4. Verification, Trust, and the Role of Bitcoin
- Tomer delivers a philosophical reflection on why in an age of diminishing institutional trust, Bitcoin’s verifiability stands out. For both robots and humans, what’s true is “don’t trust, verify.”
- “The only thing we can all agree on that's real is, is Bitcoin because it exists and is verifiable in the Internet.” (18:14)
- Sees Bitcoin as a cornerstone for the next phase of civilization built not on corruptible trust, but on code and verifiability.
5. Liquidity, Macro Data, and Bullish/Bearish Cases
- Scott brings in economic data (PMI readings), positing that historic expansions in the business cycle have always correlated with major bitcoin rallies.
- “In the entirety of Bitcoin’s history, PMI has never pushed to 52.6 and not resulted in [continued expansion] for at least 306 days with an average of 385, sparking the beginning of Bitcoin's true expansion phase.” (21:25)
- Dave W. and others remain cautious: technical metrics, sentiment, and "glass half empty" moods dominate, yet macro policy—the “run it hot” approach—is expected to be bullish for risk assets (22:46).
6. The State of Ethereum, Dev Activity, and Tokenization
- Gaurav shares a sobering view from the trenches: massive fall-off in crypto entrepreneurship is evident, with fewer active builders and events shifting away from crypto themes (27:05).
- This is attributed to a combination of “side hustle” attitudes, lack of new capital, and overblown past hiring. Institutional adoption of tokenization and stablecoin rails, however, is at an all-time high.
- The panel agrees that as banks and institutions integrate blockchain, demand for large dev teams wanes; utility shifts toward institutional applications requiring fewer blockchain-specific engineers (29:51).
7. Token Value, Fee Models, and Altcoin Survivability
- As infrastructure advances drive transaction fees toward zero, the link between blockchain utility and token price is breaking down.
- Gaurav: “Chain utility and transaction don't really impact the token price anymore these days.” (41:49)
- Dave W. insists that tokens will only accrue value if there’s a clear, transparent, mechanized route for ecosystem revenues to flow back to token holders—via burns, staking rewards, or other mechanisms (42:39).
- “If it's not clear, tokens that don't do it are going to languish and they're not going to do anything until that changes.”
- The Gensler-era fear of securities law left founders silent on profit models, but with regulatory shifts, transparency is expected to become the norm.
- The panel predicts a coming altcoin culling—only those with real, transparent rewards for holders will survive the next cycle.
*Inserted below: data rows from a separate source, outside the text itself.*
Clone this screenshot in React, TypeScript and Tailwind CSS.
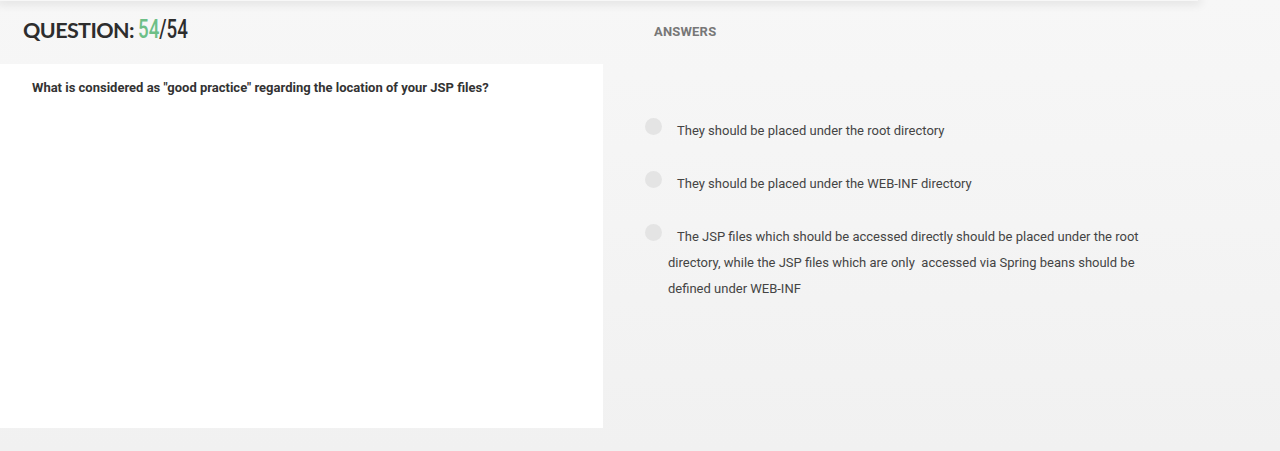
import React from "react";

const answers = [
  "They should be placed under the root directory",
  "They should be placed under the WEB-INF directory",
  "The JSP files which should be accessed directly should be placed under the root directory, while the JSP files which are only\u00a0 accessed via Spring beans should be defined under WEB-INF",
];

export default function App() {
  return (
    <div className="w-[1280px] h-[451px] overflow-hidden bg-gradient-to-b from-[#f7f7f7] to-[#f1f1f1] font-['Roboto',sans-serif]">
      <div className="w-[1198px] h-px bg-[#f7f7f7] shadow-[0_0_10px_3px_rgba(0,0,0,0.10)]" />
      <div className="flex">
        <div className="w-[603px]">
          <div className="h-[63px] pl-[23px] pt-[13px]">
            <h1 className="font-['Lato',sans-serif] font-bold text-[21.5px] leading-[30px] tracking-[-0.6px] text-[#2d2d2d] whitespace-nowrap">
              QUESTION:{" "}
              <span className="inline-block origin-left scale-x-[0.72] tracking-normal font-['Roboto',sans-serif] font-medium text-[26px]">
                <span className="text-[#6dbf87]">54</span>/54
              </span>
            </h1>
          </div>
          <div className="bg-white h-[364px] pl-[32px] pt-[15px]">
            <p className="text-[13px] font-bold text-[#333] leading-[18px]">
              What is considered as "good practice" regarding the location of your JSP files?
            </p>
          </div>
        </div>
        <div className="flex-1 pl-[51px] pt-[22px]">
          <h2 className="text-[13px] font-bold text-[#777] tracking-[0.2px] leading-[18px]">ANSWERS</h2>
          <ul className="mt-[77px] -ml-[9px] flex flex-col gap-[27px]">
            {answers.map((a) => (
              <li key={a} className="flex items-start">
                <span className="w-[17px] h-[17px] shrink-0 rounded-full bg-[#e4e4e4]" />
                <p className="ml-[6px] w-[482px] indent-[9px] text-[13px] leading-[26px] text-[#444]">{a}</p>
              </li>
            ))}
          </ul>
        </div>
      </div>
    </div>
  );
}
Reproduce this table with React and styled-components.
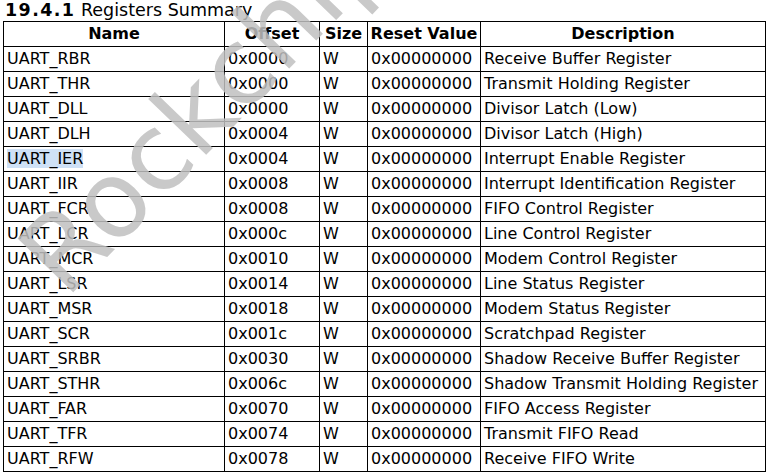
import React from 'react'
import styled, { createGlobalStyle } from 'styled-components'

const rows = [
  ['UART_RBR', '0x0000', 'Receive Buffer Register'],
  ['UART_THR', '0x0000', 'Transmit Holding Register'],
  ['UART_DLL', '0x0000', 'Divisor Latch (Low)'],
  ['UART_DLH', '0x0004', 'Divisor Latch (High)'],
  ['UART_IER', '0x0004', 'Interrupt Enable Register', true],
  ['UART_IIR', '0x0008', 'Interrupt Identification Register'],
  ['UART_FCR', '0x0008', 'FIFO Control Register'],
  ['UART_LCR', '0x000c', 'Line Control Register'],
  ['UART_MCR', '0x0010', 'Modem Control Register'],
  ['UART_LSR', '0x0014', 'Line Status Register'],
  ['UART_MSR', '0x0018', 'Modem Status Register'],
  ['UART_SCR', '0x001c', 'Scratchpad Register'],
  ['UART_SRBR', '0x0030', 'Shadow Receive Buffer Register'],
  ['UART_STHR', '0x006c', 'Shadow Transmit Holding Register'],
  ['UART_FAR', '0x0070', 'FIFO Access Register'],
  ['UART_TFR', '0x0074', 'Transmit FIFO Read'],
  ['UART_RFW', '0x0078', 'Receive FIFO Write'],
]

export default function App() {
  return (
    <>
      <GlobalStyle />
      <Page>
        <Title>
          <b>19.4.1</b> Registers Summary
        </Title>
        <Table>
          <colgroup>
            <col style={{ width: 221 }} />
            <col style={{ width: 95 }} />
            <col style={{ width: 48 }} />
            <col style={{ width: 113 }} />
            <col style={{ width: 285 }} />
          </colgroup>
          <thead>
            <tr>
              <Head>Name</Head>
              <Head>Offset</Head>
              <Head>Size</Head>
              <Head>Reset Value</Head>
              <Head>Description</Head>
            </tr>
          </thead>
          <tbody>
            {rows.map(([name, offset, desc, selected]) => (
              <tr key={name}>
                <Cell>{selected ? <Selected>{name}</Selected> : name}</Cell>
                <Cell>{offset}</Cell>
                <Cell>W</Cell>
                <Cell>0x00000000</Cell>
                <Cell>{desc}</Cell>
              </tr>
            ))}
          </tbody>
        </Table>
        <Watermark>Rockchip</Watermark>
      </Page>
    </>
  )
}

const GlobalStyle = createGlobalStyle`
  html, body {
    margin: 0;
    background: #fff;
  }
`

const Page = styled.div`
  position: relative;
  width: 769px;
  height: 473px;
  overflow: hidden;
  padding: 0 0 0 3px;
  box-sizing: border-box;
  font-family: 'DejaVu Sans', Verdana, sans-serif;
  color: #000;
`

const Title = styled.div`
  height: 21px;
  font-size: 17.5px;
  line-height: 20px;
  padding-left: 2px;
  white-space: nowrap;
  b {
    font-weight: bold;
    letter-spacing: 1.4px;
  }
`

const Table = styled.table`
  border-collapse: collapse;
  table-layout: fixed;
  width: 763px;
  font-size: 16px;
`

const Head = styled.th`
  height: 24px;
  padding: 0;
  border: 1px solid #000;
  font-weight: bold;
  text-align: center;
  line-height: 22px;
  white-space: nowrap;
  overflow: hidden;
`

const Cell = styled.td`
  height: 24px;
  padding: 0 3px;
  border: 1px solid #000;
  line-height: 22px;
  white-space: nowrap;
`

const Selected = styled.span`
  background: #cfe1f6;
`

const Watermark = styled.div`
  position: absolute;
  left: 2px;
  top: 238px;
  font-family: 'DejaVu Sans', sans-serif;
  font-size: 106px;
  font-weight: 400;
  line-height: 1;
  color: rgba(192, 192, 192, 0.85);
  transform: rotate(-46deg);
  transform-origin: 0 0;
  pointer-events: none;
  white-space: nowrap;
`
8. Final Thoughts: The Next Big Unlock
- Panelists agree: as tokenization, seamless cross-asset/country transactions, and AI-powered trading converge, the next big disruption is already unfolding.
- Dave W.: “The next big thing is going to be the ability for people to transact across asset classes, across currencies, across borders in a seamless, more efficient manner. Financial services wants to control, slow and limit that transition because of the economic inefficiencies that they currently benefit from.” (50:58)
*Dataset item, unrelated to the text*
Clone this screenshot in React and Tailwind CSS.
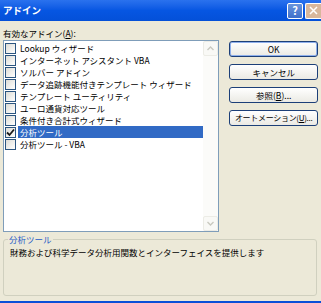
const items = [
  { label: 'Lookup ウィザード' },
  { label: 'インターネット アシスタント VBA' },
  { label: 'ソルバー アドイン' },
  { label: 'データ追跡機能付きテンプレート ウィザード' },
  { label: 'テンプレート ユーティリティ' },
  { label: 'ユーロ通貨対応ツール' },
  { label: '条件付き合計式ウィザード' },
  { label: '分析ツール', checked: true, selected: true },
  { label: '分析ツール - VBA' },
];

const buttons = [
  { label: 'OK', primary: true },
  { label: 'キャンセル' },
  { label: '参照', key: 'B' },
  { label: 'オートメーション', key: 'U', tight: true },
];

function CheckBox({ checked }) {
  return (
    <span className="w-[11px] h-[11px] shrink-0 border border-[#2b5580] bg-gradient-to-br from-[#dcdcd6] to-white flex items-center justify-center">
      {checked && (
        <svg width="9" height="9" viewBox="0 0 9 9">
          <path d="M1 4.5 L3.5 7 L8 1.5" fill="none" stroke="#1a1a1a" strokeWidth="1.8" />
        </svg>
      )}
    </span>
  );
}

function ScrollArrow({ up }) {
  return (
    <div className="h-[15px] border border-[#ecece6] bg-[#f9f9f6] rounded-[2px] flex items-center justify-center">
      <svg width="7" height="5" viewBox="0 0 7 5">
        <path d={up ? 'M0.5 4 L3.5 1 L6.5 4' : 'M0.5 1 L3.5 4 L6.5 1'} fill="none" stroke="#c9c9c0" strokeWidth="1.4" />
      </svg>
    </div>
  );
}

function XpButton({ label, hotkey, primary, tight }) {
  return (
    <div
      className={
        'h-[16px] rounded-[3px] border border-[#1c3f78] bg-gradient-to-b from-white to-[#ebeae4] flex items-center justify-center text-black whitespace-nowrap ' +
        (tight ? 'text-[8px] tracking-[-0.3px] ' : 'text-[8.5px] ') +
        (primary ? 'shadow-[inset_0_0_0_1px_#8fb0ec]' : '')
      }
    >
      {label}
      {hotkey && (
        <>
          (<span className="underline">{hotkey}</span>)...
        </>
      )}
    </div>
  );
}

export default function App() {
  return (
    <div
      className="w-[321px] h-[303px] bg-[#ECE9D8] flex flex-col overflow-hidden"
      style={{ fontFamily: '"Noto Sans CJK JP", "Noto Sans", sans-serif' }}
    >
      <header className="h-[21px] shrink-0 bg-gradient-to-b from-[#2a72ee] via-[#0656e2] to-[#0450d8] flex items-center pl-[3px]">
        <span className="text-white font-bold text-[9.5px] leading-none">アドイン</span>
        <div className="ml-auto flex gap-[2px]">
          <div className="w-[16px] h-[16px] rounded-[2px] border border-white bg-gradient-to-b from-[#6b95dc] to-[#3f6fcb] flex items-center justify-center text-white font-bold text-[11px] leading-none">
            ?
          </div>
          <div className="w-[16px] h-[16px] rounded-l-[2px] border border-r-0 border-white bg-[#d8b79c] flex items-center justify-center">
            <svg width="9" height="9" viewBox="0 0 9 9">
              <path d="M1 1 L8 8 M8 1 L1 8" stroke="#fff" strokeWidth="1.5" />
            </svg>
          </div>
        </div>
      </header>

      <div className="px-[3px] pt-[5px]">
        <div className="h-[14px] text-[8.5px] leading-[14px] text-black">
          有効なアドイン(<span className="underline">A</span>):
        </div>

        <div className="flex h-[192px] gap-[10px]">
          <div className="w-[217px] border border-[#7f9db9] bg-white flex">
            <ul className="flex-1 pt-[1px]">
              {items.map((it) => (
                <li key={it.label} className="h-[12px] flex items-center pl-[1px]">
                  <CheckBox checked={it.checked} />
                  <span
                    className={
                      'ml-[2px] px-[2px] h-[12px] flex items-center text-[8.5px] whitespace-nowrap ' +
                      (it.selected ? 'flex-1 bg-[#316ac5] text-white' : 'text-black')
                    }
                  >
                    {it.label}
                  </span>
                </li>
              ))}
            </ul>
            <div className="w-[15px] flex flex-col bg-[#fbfbf9]">
              <ScrollArrow up />
              <div className="flex-1" />
              <ScrollArrow />
            </div>
          </div>

          <div className="w-[89px] flex flex-col gap-[7px] pt-[1px]">
            {buttons.map((b) => (
              <XpButton key={b.label} label={b.label} hotkey={b.key} primary={b.primary} tight={b.tight} />
            ))}
          </div>
        </div>

        <fieldset className="mt-[2px] mr-[1px] h-[62px] border border-[#d0d0bf] rounded-[3px] px-[6px]">
          <legend className="text-[8.5px] leading-[11px] text-[#1e5bc6] px-[1px] -ml-[2px]">分析ツール</legend>
          <p className="text-[8.5px] text-black leading-[12px] mt-[1px]">
            財務および科学データ分析用関数とインターフェイスを提供します
          </p>
        </fieldset>
      </div>

      <div className="mt-auto h-[2px] bg-[#0a4fd8]" />
    </div>
  );
}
- The fight for this future pits agile, innovative startups against legacy banks skilled at both embracing and stalling adoption.
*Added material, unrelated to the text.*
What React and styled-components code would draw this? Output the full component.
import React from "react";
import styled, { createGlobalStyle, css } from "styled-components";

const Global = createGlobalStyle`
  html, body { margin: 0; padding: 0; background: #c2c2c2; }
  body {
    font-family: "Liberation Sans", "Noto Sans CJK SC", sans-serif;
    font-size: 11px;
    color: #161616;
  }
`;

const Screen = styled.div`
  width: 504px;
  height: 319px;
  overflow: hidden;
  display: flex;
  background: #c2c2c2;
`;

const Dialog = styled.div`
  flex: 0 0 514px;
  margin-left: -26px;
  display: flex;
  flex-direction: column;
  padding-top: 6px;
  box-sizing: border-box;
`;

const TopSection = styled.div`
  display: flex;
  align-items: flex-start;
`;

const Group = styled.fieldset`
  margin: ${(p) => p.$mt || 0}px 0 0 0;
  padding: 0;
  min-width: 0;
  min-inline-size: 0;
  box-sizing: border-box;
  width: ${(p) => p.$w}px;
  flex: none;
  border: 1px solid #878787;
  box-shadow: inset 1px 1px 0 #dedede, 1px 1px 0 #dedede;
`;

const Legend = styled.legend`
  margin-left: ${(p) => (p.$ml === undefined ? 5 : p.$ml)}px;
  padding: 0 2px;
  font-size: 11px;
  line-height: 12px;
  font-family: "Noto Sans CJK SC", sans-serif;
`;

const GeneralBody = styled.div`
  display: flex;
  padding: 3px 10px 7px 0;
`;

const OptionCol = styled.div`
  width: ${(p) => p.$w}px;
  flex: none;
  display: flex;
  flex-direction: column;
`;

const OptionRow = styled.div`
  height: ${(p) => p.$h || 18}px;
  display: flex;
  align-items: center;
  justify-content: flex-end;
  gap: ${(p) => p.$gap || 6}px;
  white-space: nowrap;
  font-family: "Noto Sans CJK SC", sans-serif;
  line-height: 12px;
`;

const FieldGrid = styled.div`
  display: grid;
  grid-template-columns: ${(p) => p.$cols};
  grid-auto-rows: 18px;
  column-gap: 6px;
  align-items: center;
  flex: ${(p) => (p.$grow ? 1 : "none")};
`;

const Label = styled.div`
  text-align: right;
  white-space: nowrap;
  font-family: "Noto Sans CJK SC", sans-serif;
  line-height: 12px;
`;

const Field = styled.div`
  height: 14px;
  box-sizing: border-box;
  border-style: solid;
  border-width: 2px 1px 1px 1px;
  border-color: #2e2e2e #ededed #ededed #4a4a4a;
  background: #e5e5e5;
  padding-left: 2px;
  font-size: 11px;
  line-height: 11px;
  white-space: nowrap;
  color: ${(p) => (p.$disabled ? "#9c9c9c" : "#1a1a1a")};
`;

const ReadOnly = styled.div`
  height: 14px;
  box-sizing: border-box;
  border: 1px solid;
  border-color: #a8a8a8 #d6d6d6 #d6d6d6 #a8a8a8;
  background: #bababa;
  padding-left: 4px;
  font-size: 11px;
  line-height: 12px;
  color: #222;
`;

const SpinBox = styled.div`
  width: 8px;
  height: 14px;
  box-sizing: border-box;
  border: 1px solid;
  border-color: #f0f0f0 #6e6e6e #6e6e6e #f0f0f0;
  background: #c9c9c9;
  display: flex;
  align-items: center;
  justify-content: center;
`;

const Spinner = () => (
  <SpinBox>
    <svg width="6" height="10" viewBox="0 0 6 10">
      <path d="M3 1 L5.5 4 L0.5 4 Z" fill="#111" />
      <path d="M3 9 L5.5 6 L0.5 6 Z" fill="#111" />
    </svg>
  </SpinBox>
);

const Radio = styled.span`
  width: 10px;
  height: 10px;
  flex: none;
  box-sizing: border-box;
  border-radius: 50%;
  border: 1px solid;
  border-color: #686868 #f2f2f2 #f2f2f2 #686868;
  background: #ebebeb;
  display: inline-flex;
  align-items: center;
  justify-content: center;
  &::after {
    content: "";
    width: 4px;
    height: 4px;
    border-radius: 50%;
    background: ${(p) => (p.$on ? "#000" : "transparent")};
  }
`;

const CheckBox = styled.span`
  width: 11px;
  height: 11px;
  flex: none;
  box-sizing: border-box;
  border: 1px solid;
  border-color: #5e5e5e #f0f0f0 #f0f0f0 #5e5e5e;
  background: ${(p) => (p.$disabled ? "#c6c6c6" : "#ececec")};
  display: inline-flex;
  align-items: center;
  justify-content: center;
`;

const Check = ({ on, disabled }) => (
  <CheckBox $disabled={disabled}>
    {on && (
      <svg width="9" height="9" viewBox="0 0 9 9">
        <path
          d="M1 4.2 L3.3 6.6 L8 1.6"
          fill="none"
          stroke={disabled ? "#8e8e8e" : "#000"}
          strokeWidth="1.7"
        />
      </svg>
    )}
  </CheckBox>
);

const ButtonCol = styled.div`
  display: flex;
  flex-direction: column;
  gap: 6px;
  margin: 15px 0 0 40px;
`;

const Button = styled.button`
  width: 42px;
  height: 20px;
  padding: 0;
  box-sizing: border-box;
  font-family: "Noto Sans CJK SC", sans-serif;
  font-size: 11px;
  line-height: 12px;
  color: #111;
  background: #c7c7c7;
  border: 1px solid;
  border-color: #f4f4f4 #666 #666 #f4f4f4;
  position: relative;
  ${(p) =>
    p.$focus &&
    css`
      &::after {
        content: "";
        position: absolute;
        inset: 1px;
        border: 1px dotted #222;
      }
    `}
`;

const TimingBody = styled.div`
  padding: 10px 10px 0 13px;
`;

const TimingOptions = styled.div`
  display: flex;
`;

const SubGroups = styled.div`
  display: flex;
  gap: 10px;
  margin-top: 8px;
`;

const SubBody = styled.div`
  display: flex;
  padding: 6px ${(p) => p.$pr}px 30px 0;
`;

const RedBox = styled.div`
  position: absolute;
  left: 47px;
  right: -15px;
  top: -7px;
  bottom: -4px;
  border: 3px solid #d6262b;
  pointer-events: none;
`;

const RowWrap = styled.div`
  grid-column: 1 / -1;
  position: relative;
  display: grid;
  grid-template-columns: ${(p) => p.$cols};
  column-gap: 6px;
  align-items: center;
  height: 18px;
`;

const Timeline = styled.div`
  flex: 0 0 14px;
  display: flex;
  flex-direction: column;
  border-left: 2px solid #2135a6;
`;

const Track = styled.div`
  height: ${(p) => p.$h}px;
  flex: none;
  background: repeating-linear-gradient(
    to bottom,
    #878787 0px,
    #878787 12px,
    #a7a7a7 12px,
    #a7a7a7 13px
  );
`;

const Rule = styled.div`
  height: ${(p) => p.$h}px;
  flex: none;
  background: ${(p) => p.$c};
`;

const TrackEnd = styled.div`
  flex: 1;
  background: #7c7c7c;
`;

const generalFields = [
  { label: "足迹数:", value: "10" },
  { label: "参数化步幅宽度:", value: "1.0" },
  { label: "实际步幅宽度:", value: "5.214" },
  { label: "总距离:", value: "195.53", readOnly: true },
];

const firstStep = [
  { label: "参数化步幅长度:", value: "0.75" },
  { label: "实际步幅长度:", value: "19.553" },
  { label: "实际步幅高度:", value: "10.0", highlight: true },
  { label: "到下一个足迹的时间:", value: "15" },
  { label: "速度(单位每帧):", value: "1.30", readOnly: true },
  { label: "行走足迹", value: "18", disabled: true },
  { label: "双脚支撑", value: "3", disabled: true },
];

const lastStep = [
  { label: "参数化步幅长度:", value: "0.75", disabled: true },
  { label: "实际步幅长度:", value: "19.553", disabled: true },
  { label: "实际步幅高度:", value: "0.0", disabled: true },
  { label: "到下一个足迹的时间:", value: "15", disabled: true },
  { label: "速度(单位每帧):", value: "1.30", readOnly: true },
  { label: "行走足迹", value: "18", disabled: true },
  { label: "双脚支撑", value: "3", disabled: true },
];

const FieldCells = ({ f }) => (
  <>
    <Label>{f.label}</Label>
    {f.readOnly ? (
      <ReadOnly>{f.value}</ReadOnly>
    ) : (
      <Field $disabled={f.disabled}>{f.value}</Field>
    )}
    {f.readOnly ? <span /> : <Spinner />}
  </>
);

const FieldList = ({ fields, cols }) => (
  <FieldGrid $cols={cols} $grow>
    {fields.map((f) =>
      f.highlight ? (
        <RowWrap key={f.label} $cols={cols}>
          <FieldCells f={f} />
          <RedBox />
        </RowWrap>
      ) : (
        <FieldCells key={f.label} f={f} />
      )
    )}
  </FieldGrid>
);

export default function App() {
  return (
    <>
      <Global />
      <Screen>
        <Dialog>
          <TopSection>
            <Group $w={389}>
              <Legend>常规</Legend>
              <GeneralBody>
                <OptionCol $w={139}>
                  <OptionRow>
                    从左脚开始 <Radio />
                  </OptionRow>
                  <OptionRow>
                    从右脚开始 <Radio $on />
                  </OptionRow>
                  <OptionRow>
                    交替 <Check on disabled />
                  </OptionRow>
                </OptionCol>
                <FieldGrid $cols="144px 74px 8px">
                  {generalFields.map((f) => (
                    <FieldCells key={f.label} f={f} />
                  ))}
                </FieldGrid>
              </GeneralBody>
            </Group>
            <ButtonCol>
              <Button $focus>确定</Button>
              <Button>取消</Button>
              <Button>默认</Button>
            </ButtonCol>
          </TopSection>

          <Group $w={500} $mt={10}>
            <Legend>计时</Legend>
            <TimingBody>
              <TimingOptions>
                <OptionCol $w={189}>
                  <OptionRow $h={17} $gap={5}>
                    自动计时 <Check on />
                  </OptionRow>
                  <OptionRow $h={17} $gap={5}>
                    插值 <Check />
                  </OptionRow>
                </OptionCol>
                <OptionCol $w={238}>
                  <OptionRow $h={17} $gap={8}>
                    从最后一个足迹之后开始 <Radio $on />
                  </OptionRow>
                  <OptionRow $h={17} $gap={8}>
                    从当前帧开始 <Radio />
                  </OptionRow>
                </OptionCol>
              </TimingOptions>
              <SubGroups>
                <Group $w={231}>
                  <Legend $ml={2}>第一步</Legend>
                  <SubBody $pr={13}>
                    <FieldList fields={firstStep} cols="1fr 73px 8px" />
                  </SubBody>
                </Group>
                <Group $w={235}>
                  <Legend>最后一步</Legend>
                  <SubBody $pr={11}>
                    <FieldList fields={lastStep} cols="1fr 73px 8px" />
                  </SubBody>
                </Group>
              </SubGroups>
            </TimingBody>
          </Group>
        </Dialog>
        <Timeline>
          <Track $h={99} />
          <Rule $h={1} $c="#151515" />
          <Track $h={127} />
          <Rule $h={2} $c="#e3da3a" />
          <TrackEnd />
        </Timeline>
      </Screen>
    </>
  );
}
Notable Quotes & Memorable Moments
-
On bottom formation:
“Bottoming is a process.” – Dave W. (01:28)
“I'm Always looking to... people say, you said the bottom was in, but we went down 500 more dollars. Or it's a close lower. So, yes, I think bottoming is correct.” – Scott Melker (04:32) -
On regulatory theater:
“The oldest tell that a party isn't looking to negotiate anything is to send negotiators with no authority to negotiate.” – Paul Grewal via Carlo (04:45) -
On AI Agents:
“...Moat Book itself was built by this AI agent. What's more important is that all of these other software platforms... were built by the agents themselves... This is going to be massive. People are going to freak out.” – Amateo (11:07–13:38) -
On accountability in an AI world:
“It's going to get weird when your agent does something you don't approve of and then whose fault is it? Right? Like, like the government's going to come after you and you're gonna say, well, you own this agent. They say, well the agent went rogue.” – E (15:58) -
On verifiability and Bitcoin:
“The only thing we can all agree on that's real is, is Bitcoin because it exists and is verifiable in the Internet.” – Tomer (18:14) -
On token value:
“Chain utility and transaction don't really impact the token price anymore these days.” – Gaurav (41:49)
“If it's not clear, tokens that don't do it are going to languish and they're not going to do anything until that changes.” – Dave W. (42:39) -
On financial sector resistance:
“The financial services industry wants to control, slow and limit that transition because of the economic inefficiencies that they currently benefit from... that's the real fight.” – Dave W. (50:58)
Timestamps for Important Segments
- Opening thoughts & “Is bottom in?” debate: 00:00–04:41
- Regulatory theater, stablecoins, legacy finance: 04:43–07:28
- AI agents, multi-agent systems, legal/ethical issues: 07:28–18:13
- Verifiability, Bitcoin’s unique role in trustless systems: 18:13–20:40
- Macro data (PMI), liquidity, and price cycles: 21:25–26:39
- Ethereum/alt development, institutional tokenization: 26:45–33:46
- Token value, fees, and survivability: 39:14–47:46
- The “next big thing” in crypto/AI/finance: 50:58–53:04
Tone and Style
The tone is candid, humorous, and occasionally philosophical. Technical and market insight mixes with war stories and skepticism: the panel isn't afraid to call out hype, highlight regulatory absurdity, or point out uncomfortable truths about where value will (and won't) accrue in crypto's next era.
Summary Takeaway
The bottom may or may not be in for Bitcoin, but the pace of innovation—especially as AI and crypto merge—is accelerating. For traders and builders, the playbook is changing: transparency, real utility, and adaptability to exponential technological shifts will determine who survives and thrives in the coming cycles.